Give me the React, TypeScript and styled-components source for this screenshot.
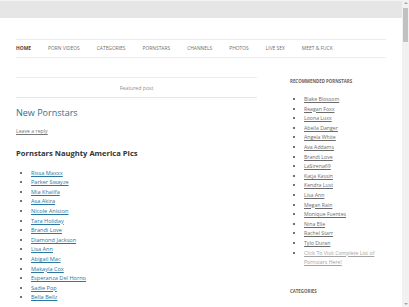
import * as React from 'react';
import styled, { createGlobalStyle } from 'styled-components';

const GlobalStyle = createGlobalStyle`
    html, body {
        margin: 0;
        padding: 0;
        background: #fff;
    }
    body {
        font-family: 'Open Sans', 'Liberation Sans', sans-serif;
        color: #444;
    }
`;

const Screen = styled.div`
    display: flex;
    width: 409px;
    height: 307px;
    overflow: hidden;
`;

const Page = styled.div`
    flex: 1;
    min-width: 0;
`;

const TopBar = styled.div`
    height: 17px;
    background: #e6e6e6;
    border-top: 1px solid #f4f4f4;
`;

const Site = styled.div`
    padding: 21px 16px 0 16px;
    width: 370px;
`;

const Nav = styled.ul`
    display: flex;
    margin: 0;
    padding: 0;
    list-style: none;
    height: 17px;
    border-top: 1px solid #ededed;
    border-bottom: 1px solid #ededed;
`;

const NavItem = styled.li<{ $active?: boolean; $gap: number }>`
    font-size: 4.9px;
    line-height: 17px;
    text-transform: uppercase;
    margin-right: ${(p) => p.$gap}px;
    color: ${(p) => (p.$active ? '#444' : '#6d6d6d')};
    font-weight: ${(p) => (p.$active ? 700 : 400)};
    white-space: nowrap;
`;

const Columns = styled.div`
    display: flex;
    justify-content: space-between;
`;

const Content = styled.main`
    width: 241px;
    padding-top: 19px;
`;

const FeaturedBar = styled.div`
    height: 19px;
    border-top: 1px solid #ececec;
    border-bottom: 1px solid #f1e3e3;
    display: flex;
    align-items: center;
    justify-content: center;
    font-size: 5.2px;
    color: #8f8f8f;
`;

const EntryTitle = styled.h1`
    margin: 9px 0 0;
    font-size: 9px;
    line-height: 12px;
    font-weight: 400;
    color: #2d7092;
`;

const ReplyLink = styled.a`
    display: block;
    margin-top: 8px;
    font-size: 5.2px;
    line-height: 9.6px;
    color: #757575;
    text-decoration: underline;
`;

const SubHeading = styled.h2`
    margin: 10px 0 0;
    font-size: 7.6px;
    line-height: 12px;
    font-weight: 700;
    color: #333;
`;

const List = styled.ul<{ $top: number; $indent: number }>`
    margin: ${(p) => p.$top}px 0 0;
    padding-left: ${(p) => p.$indent}px;
    list-style: disc;
`;

const Item = styled.li<{ $size: number; $color: string }>`
    font-size: ${(p) => p.$size}px;
    line-height: 9.6px;
    color: #444;

    a {
        color: ${(p) => p.$color};
        text-decoration: underline;
    }
`;

const Sidebar = styled.aside`
    width: 96px;
    padding-top: 18px;
`;

const WidgetTitle = styled.h3<{ $top?: number }>`
    margin: ${(p) => p.$top ?? 0}px 0 0;
    font-size: 4.4px;
    line-height: 10px;
    font-weight: 700;
    text-transform: uppercase;
    color: #636363;
`;

const Scrollbar = styled.div`
    width: 7px;
    background: #f1f1f1;
    display: flex;
    flex-direction: column;
    align-items: center;
`;

const Arrow = styled.div<{ $down?: boolean }>`
    width: 0;
    height: 0;
    margin: 2px 0;
    border-left: 2px solid transparent;
    border-right: 2px solid transparent;
    ${(p) =>
        p.$down ? 'border-top: 2px solid #a3a3a3;' : 'border-bottom: 2px solid #a3a3a3;'}
`;

const Thumb = styled.div`
    width: 5px;
    height: 34px;
    margin-top: 2px;
    background: #c1c1c1;
`;

const Track = styled.div`
    flex: 1;
`;

const navItems: [string, number][] = [
    ['Home', 17],
    ['Porn Videos', 17],
    ['Categories', 17],
    ['Pornstars', 17],
    ['Channels', 17],
    ['Photos', 17],
    ['Live Sex', 17],
    ['Meet & Fuck', 0],
];

const pornstars = [
    'Rissa Maxxx',
    'Parker Swayze',
    'Mia Khalifa',
    'Asa Akira',
    'Nicole Aniston',
    'Tara Holiday',
    'Brandi Love',
    'Diamond Jackson',
    'Lisa Ann',
    'Abigail Mac',
    'Makayla Cox',
    'Esperanza Del Horno',
    'Sadie Pop',
    'Bella Bellz',
];

const recommended = [
    'Blake Blossom',
    'Reagan Foxx',
    'Loona Luxx',
    'Abella Danger',
    'Angela White',
    'Ava Addams',
    'Brandi Love',
    'LaSirena69',
    'Katja Kassin',
    'Kendra Lust',
    'Lisa Ann',
    'Megan Rain',
    'Monique Fuentes',
    'Nina Elle',
    'Rachel Starr',
    'Tylo Duran',
];

const App: React.FunctionComponent = () => {
    return (
        <>
            <GlobalStyle />
            <Screen>
                <Page>
                    <TopBar />
                    <Site>
                        <Nav>
                            {navItems.map(([label, gap], i) => (
                                <NavItem key={label} $active={i === 0} $gap={gap}>
                                    {label}
                                </NavItem>
                            ))}
                        </Nav>
                        <Columns>
                            <Content>
                                <FeaturedBar>Featured post</FeaturedBar>
                                <EntryTitle>New Pornstars</EntryTitle>
                                <ReplyLink>Leave a reply</ReplyLink>
                                <SubHeading>Pornstars Naughty America Pics</SubHeading>
                                <List $top={10} $indent={15}>
                                    {pornstars.map((name) => (
                                        <Item key={name} $size={5.6} $color="#2a78a0">
                                            <a>{name}</a>
                                        </Item>
                                    ))}
                                </List>
                            </Content>
                            <Sidebar>
                                <WidgetTitle>Recommended Pornstars</WidgetTitle>
                                <List $top={9} $indent={14}>
                                    {recommended.map((name) => (
                                        <Item key={name} $size={5.2} $color="#6b6b6b">
                                            <a>{name}</a>
                                        </Item>
                                    ))}
                                    <Item $size={5.2} $color="#a3a3a3">
                                        <a>Click To Visit Complete List of Pornstars Here!</a>
                                    </Item>
                                </List>
                                <WidgetTitle $top={18}>Categories</WidgetTitle>
                            </Sidebar>
                        </Columns>
                    </Site>
                </Page>
                <Scrollbar>
                    <Arrow />
                    <Thumb />
                    <Track />
                    <Arrow $down />
                </Scrollbar>
            </Screen>
        </>
    );
};

export default App;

:: THE PROBLEM ::
Omit the pictures, then output the rest of the listing exactly.

:: EXERCISE RESULT ::
Give me the React, TypeScript and styled-components source for this screenshot.
import * as React from 'react';
import styled, { createGlobalStyle } from 'styled-components';

const GlobalStyle = createGlobalStyle`
    html, body {
        margin: 0;
        padding: 0;
        background: #fff;
    }
    body {
        font-family: 'Open Sans', 'Liberation Sans', sans-serif;
        color: #444;
    }
`;

const Screen = styled.div`
    display: flex;
    width: 409px;
    height: 307px;
    overflow: hidden;
`;

const Page = styled.div`
    flex: 1;
    min-width: 0;
`;

const TopBar = styled.div`
    height: 17px;
    background: #e6e6e6;
    border-top: 1px solid #f4f4f4;
`;

const Site = styled.div`
    padding: 21px 16px 0 16px;
    width: 370px;
`;

const Nav = styled.ul`
    display: flex;
    margin: 0;
    padding: 0;
    list-style: none;
    height: 17px;
    border-top: 1px solid #ededed;
    border-bottom: 1px solid #ededed;
`;

const NavItem = styled.li<{ $active?: boolean; $gap: number }>`
    font-size: 4.9px;
    line-height: 17px;
    text-transform: uppercase;
    margin-right: ${(p) => p.$gap}px;
    color: ${(p) => (p.$active ? '#444' : '#6d6d6d')};
    font-weight: ${(p) => (p.$active ? 700 : 400)};
    white-space: nowrap;
`;

const Columns = styled.div`
    display: flex;
    justify-content: space-between;
`;

const Content = styled.main`
    width: 241px;
    padding-top: 19px;
`;

const FeaturedBar = styled.div`
    height: 19px;
    border-top: 1px solid #ececec;
    border-bottom: 1px solid #f1e3e3;
    display: flex;
    align-items: center;
    justify-content: center;
    font-size: 5.2px;
    color: #8f8f8f;
`;

const EntryTitle = styled.h1`
    margin: 9px 0 0;
    font-size: 9px;
    line-height: 12px;
    font-weight: 400;
    color: #2d7092;
`;

const ReplyLink = styled.a`
    display: block;
    margin-top: 8px;
    font-size: 5.2px;
    line-height: 9.6px;
    color: #757575;
    text-decoration: underline;
`;

const SubHeading = styled.h2`
    margin: 10px 0 0;
    font-size: 7.6px;
    line-height: 12px;
    font-weight: 700;
    color: #333;
`;

const List = styled.ul<{ $top: number; $indent: number }>`
    margin: ${(p) => p.$top}px 0 0;
    padding-left: ${(p) => p.$indent}px;
    list-style: disc;
`;

const Item = styled.li<{ $size: number; $color: string }>`
    font-size: ${(p) => p.$size}px;
    line-height: 9.6px;
    color: #444;

    a {
        color: ${(p) => p.$color};
        text-decoration: underline;
    }
`;

const Sidebar = styled.aside`
    width: 96px;
    padding-top: 18px;
`;

const WidgetTitle = styled.h3<{ $top?: number }>`
    margin: ${(p) => p.$top ?? 0}px 0 0;
    font-size: 4.4px;
    line-height: 10px;
    font-weight: 700;
    text-transform: uppercase;
    color: #636363;
`;

const Scrollbar = styled.div`
    width: 7px;
    background: #f1f1f1;
    display: flex;
    flex-direction: column;
    align-items: center;
`;

const Arrow = styled.div<{ $down?: boolean }>`
    width: 0;
    height: 0;
    margin: 2px 0;
    border-left: 2px solid transparent;
    border-right: 2px solid transparent;
    ${(p) =>
        p.$down ? 'border-top: 2px solid #a3a3a3;' : 'border-bottom: 2px solid #a3a3a3;'}
`;

const Thumb = styled.div`
    width: 5px;
    height: 34px;
    margin-top: 2px;
    background: #c1c1c1;
`;

const Track = styled.div`
    flex: 1;
`;

const navItems: [string, number][] = [
    ['Home', 17],
    ['Porn Videos', 17],
    ['Categories', 17],
    ['Pornstars', 17],
    ['Channels', 17],
    ['Photos', 17],
    ['Live Sex', 17],
    ['Meet & Fuck', 0],
];

const pornstars = [
    'Rissa Maxxx',
    'Parker Swayze',
    'Mia Khalifa',
    'Asa Akira',
    'Nicole Aniston',
    'Tara Holiday',
    'Brandi Love',
    'Diamond Jackson',
    'Lisa Ann',
    'Abigail Mac',
    'Makayla Cox',
    'Esperanza Del Horno',
    'Sadie Pop',
    'Bella Bellz',
];

const recommended = [
    'Blake Blossom',
    'Reagan Foxx',
    'Loona Luxx',
    'Abella Danger',
    'Angela White',
    'Ava Addams',
    'Brandi Love',
    'LaSirena69',
    'Katja Kassin',
    'Kendra Lust',
    'Lisa Ann',
    'Megan Rain',
    'Monique Fuentes',
    'Nina Elle',
    'Rachel Starr',
    'Tylo Duran',
];

const App: React.FunctionComponent = () => {
    return (
        <>
            <GlobalStyle />
            <Screen>
                <Page>
                    <TopBar />
                    <Site>
                        <Nav>
                            {navItems.map(([label, gap], i) => (
                                <NavItem key={label} $active={i === 0} $gap={gap}>
                                    {label}
                                </NavItem>
                            ))}
                        </Nav>
                        <Columns>
                            <Content>
                                <FeaturedBar>Featured post</FeaturedBar>
                                <EntryTitle>New Pornstars</EntryTitle>
                                <ReplyLink>Leave a reply</ReplyLink>
                                <SubHeading>Pornstars Naughty America Pics</SubHeading>
                                <List $top={10} $indent={15}>
                                    {pornstars.map((name) => (
                                        <Item key={name} $size={5.6} $color="#2a78a0">
                                            <a>{name}</a>
                                        </Item>
                                    ))}
                                </List>
                            </Content>
                            <Sidebar>
                                <WidgetTitle>Recommended Pornstars</WidgetTitle>
                                <List $top={9} $indent={14}>
                                    {recommended.map((name) => (
                                        <Item key={name} $size={5.2} $color="#6b6b6b">
                                            <a>{name}</a>
                                        </Item>
                                    ))}
                                    <Item $size={5.2} $color="#a3a3a3">
                                        <a>Click To Visit Complete List of Pornstars Here!</a>
                                    </Item>
                                </List>
                                <WidgetTitle $top={18}>Categories</WidgetTitle>
                            </Sidebar>
                        </Columns>
                    </Site>
                </Page>
                <Scrollbar>
                    <Arrow />
                    <Thumb />
                    <Track />
                    <Arrow $down />
                </Scrollbar>
            </Screen>
        </>
    );
};

export default App;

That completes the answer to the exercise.